- The task -
Transcribe all of the material exactly. Any picture in it should be left out.

- Dataset excerpt -
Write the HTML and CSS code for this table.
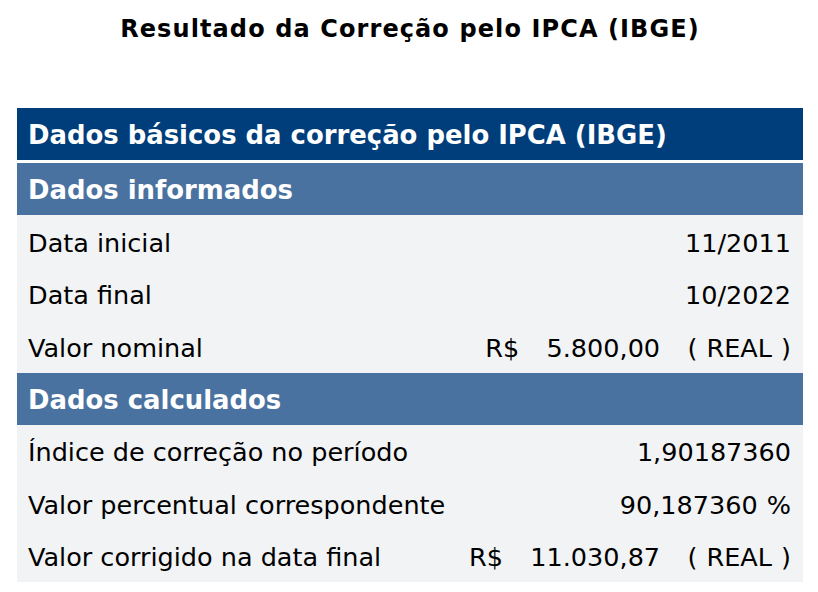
FILE: index.html
```html
<!DOCTYPE html>
<html lang="pt-BR">
<head>
<meta charset="utf-8">
<title>Resultado da Correção pelo IPCA (IBGE)</title>
<link rel="stylesheet" href="styles.css">
</head>
<body>
<div class="page">
  <h1 class="title">Resultado da Correção pelo IPCA (IBGE)</h1>
  <div class="panel">
    <div class="row head">Dados básicos da correção pelo IPCA (IBGE)</div>
    <div class="row sub">Dados informados</div>
    <div class="row item"><span class="label">Data inicial</span><span class="value">11/2011</span></div>
    <div class="row item"><span class="label">Data final</span><span class="value">10/2022</span></div>
    <div class="row item"><span class="label">Valor nominal</span><span class="value">R$   5.800,00   ( REAL )</span></div>
    <div class="row sub">Dados calculados</div>
    <div class="row item"><span class="label">Índice de correção no período</span><span class="value">1,90187360</span></div>
    <div class="row item"><span class="label">Valor percentual correspondente</span><span class="value">90,187360 %</span></div>
    <div class="row item"><span class="label">Valor corrigido na data final</span><span class="value">R$   11.030,87   ( REAL )</span></div>
  </div>
</div>
</body>
</html>
```

FILE: styles.css
```css
html, body {
  margin: 0;
  padding: 0;
  background: #ffffff;
}
.page {
  padding: 0 15px 0 17px;
  font-family: "DejaVu Sans", Verdana, sans-serif;
  color: #000;
}
.title {
  margin: 0;
  padding-top: 14px;
  height: 108px;
  box-sizing: border-box;
  text-align: center;
  font-size: 24px;
  letter-spacing: 1.1px;
  font-weight: bold;
  line-height: 30px;
}
.panel {
  display: flex;
  flex-direction: column;
}
.row {
  display: flex;
  align-items: center;
  justify-content: space-between;
  height: 52px;
  padding: 2px 12px 0 11px;
  box-sizing: border-box;
  font-size: 25.5px;
}
.head {
  background: #003d7b;
  color: #fff;
  font-weight: bold;
  font-size: 25.9px;
  margin-bottom: 3px;
}
.sub {
  background: #4a72a0;
  color: #fff;
  font-weight: bold;
  font-size: 25.9px;
}
.item {
  background: #f2f3f5;
  height: 52.5px;
  padding-top: 3px;
}
.value {
  white-space: pre;
  text-align: right;
  word-spacing: 1px;
}
```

- Written solution -
Write the HTML and CSS code for this table.
FILE: index.html
```html
<!DOCTYPE html>
<html lang="pt-BR">
<head>
<meta charset="utf-8">
<title>Resultado da Correção pelo IPCA (IBGE)</title>
<link rel="stylesheet" href="styles.css">
</head>
<body>
<div class="page">
  <h1 class="title">Resultado da Correção pelo IPCA (IBGE)</h1>
  <div class="panel">
    <div class="row head">Dados básicos da correção pelo IPCA (IBGE)</div>
    <div class="row sub">Dados informados</div>
    <div class="row item"><span class="label">Data inicial</span><span class="value">11/2011</span></div>
    <div class="row item"><span class="label">Data final</span><span class="value">10/2022</span></div>
    <div class="row item"><span class="label">Valor nominal</span><span class="value">R$   5.800,00   ( REAL )</span></div>
    <div class="row sub">Dados calculados</div>
    <div class="row item"><span class="label">Índice de correção no período</span><span class="value">1,90187360</span></div>
    <div class="row item"><span class="label">Valor percentual correspondente</span><span class="value">90,187360 %</span></div>
    <div class="row item"><span class="label">Valor corrigido na data final</span><span class="value">R$   11.030,87   ( REAL )</span></div>
  </div>
</div>
</body>
</html>
```

FILE: styles.css
```css
html, body {
  margin: 0;
  padding: 0;
  background: #ffffff;
}
.page {
  padding: 0 15px 0 17px;
  font-family: "DejaVu Sans", Verdana, sans-serif;
  color: #000;
}
.title {
  margin: 0;
  padding-top: 14px;
  height: 108px;
  box-sizing: border-box;
  text-align: center;
  font-size: 24px;
  letter-spacing: 1.1px;
  font-weight: bold;
  line-height: 30px;
}
.panel {
  display: flex;
  flex-direction: column;
}
.row {
  display: flex;
  align-items: center;
  justify-content: space-between;
  height: 52px;
  padding: 2px 12px 0 11px;
  box-sizing: border-box;
  font-size: 25.5px;
}
.head {
  background: #003d7b;
  color: #fff;
  font-weight: bold;
  font-size: 25.9px;
  margin-bottom: 3px;
}
.sub {
  background: #4a72a0;
  color: #fff;
  font-weight: bold;
  font-size: 25.9px;
}
.item {
  background: #f2f3f5;
  height: 52.5px;
  padding-top: 3px;
}
.value {
  white-space: pre;
  text-align: right;
  word-spacing: 1px;
}
```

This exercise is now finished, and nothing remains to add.